The company specifically plans to strengthen the foothold of its Old Navy brand in China and is attempting to reach seven stores across five cities by the year-end. Also, management announced plans to open franchise-operated stores of this brand in six Middle Eastern countries, from Spring 2015.

In total, Gap opened 84 new stores, while it shut down 18 company-operated stores during the quarter. This brings the company’s total store count to 3,680 across 50 countries with 3,266 company-operated and 414 franchise outlets, increasing its company-operated floor space by 2.2% year over year.

In fiscal 2014, Gap still intends to open 185 company-operated outlets, barring relocations, with primary focus on China, Old Navy in Japan, Athleta and global outlet stores. It also plans to shut down 70 company-operated outlets, primarily inclined toward Gap North America. The company reiterated its target of a 2.5% rise in net square footage in fiscal 2014.

Outlook

Gap now anticipates 2014 earnings in the range of $2.73–$2.78 per share, compared to $2.95–$3.00 per share projected earlier.
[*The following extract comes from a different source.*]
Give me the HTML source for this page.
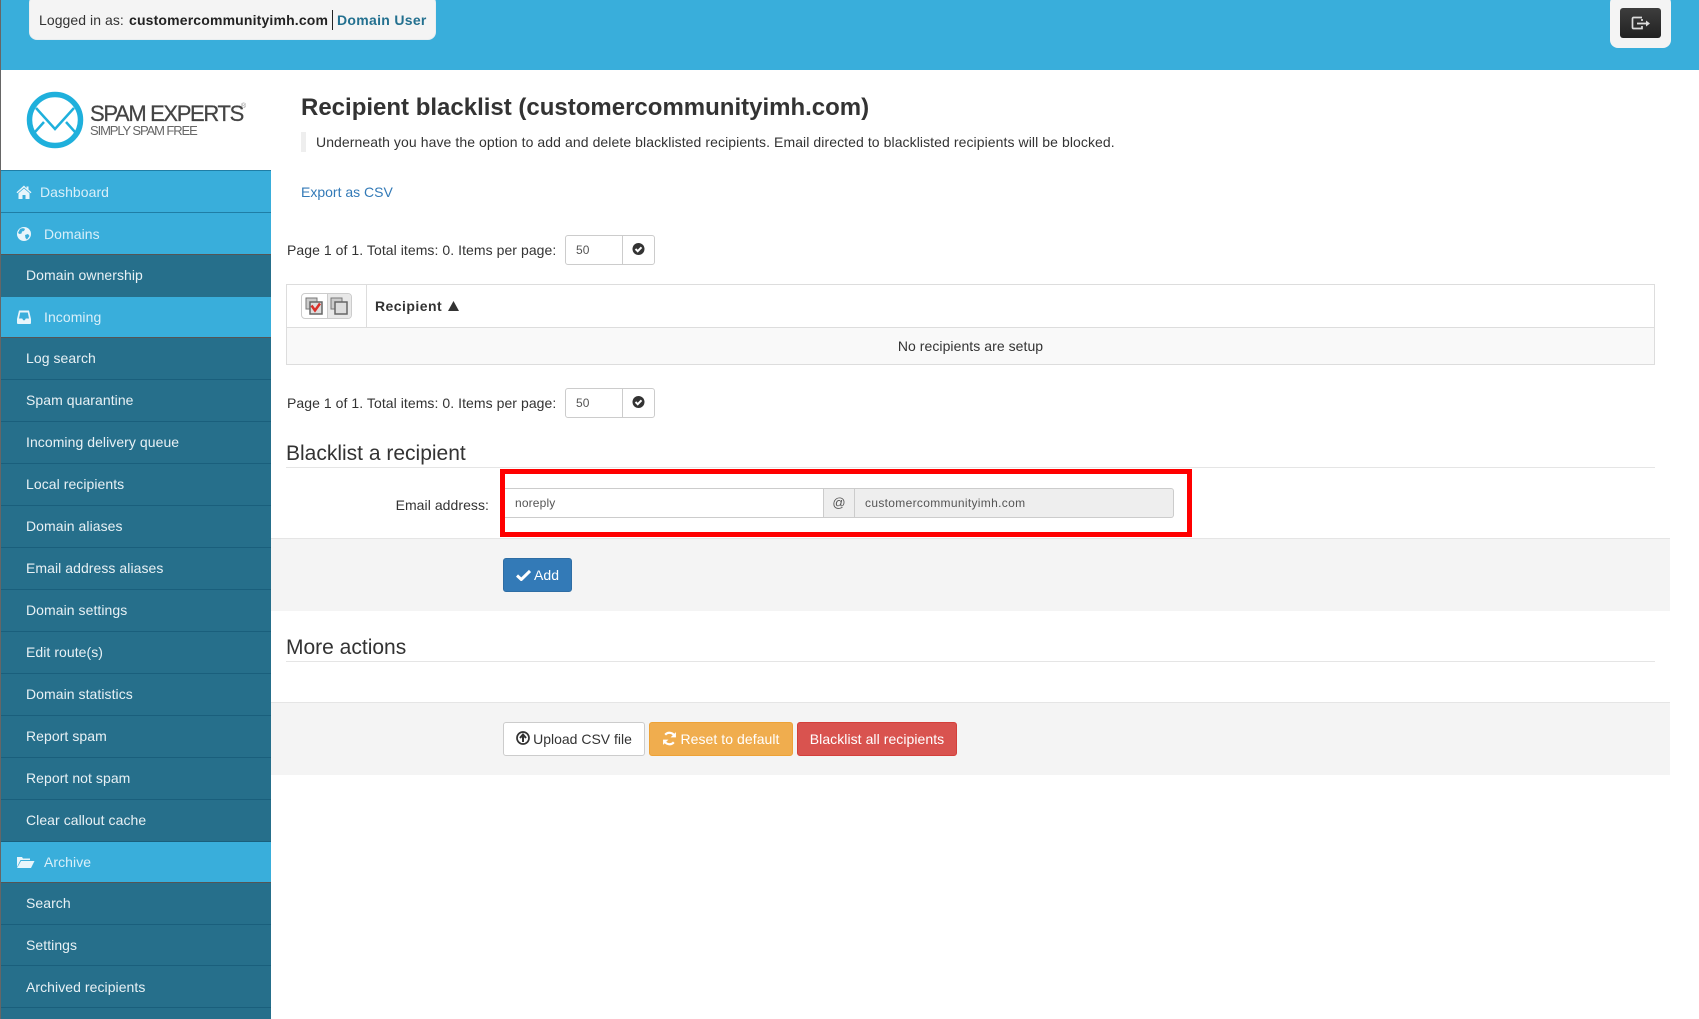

This guidance includes the impact of a $39 million gain on the sale of an asset.

Further, management anticipates operating margin for the full year to come around 12.5%, versus 13.3% reported in 2013. Effective tax rate for the fiscal is expected to be 38%, down from 38.5%, predicted earlier.

Overall, though management was not very pleased with the company’s third-quarter performance, it was satisfied with its expense and inventory management initiatives. Going forward, it remains hopeful of the upcoming holiday season.

Better-ranked stocks in the same industry include American Eagle Outfitters, Inc. (AEO), Bebe Stores, Inc. (BEBE) and L Brands, Inc. (LB). All these stocks hold a Zacks Rank #2 (Buy).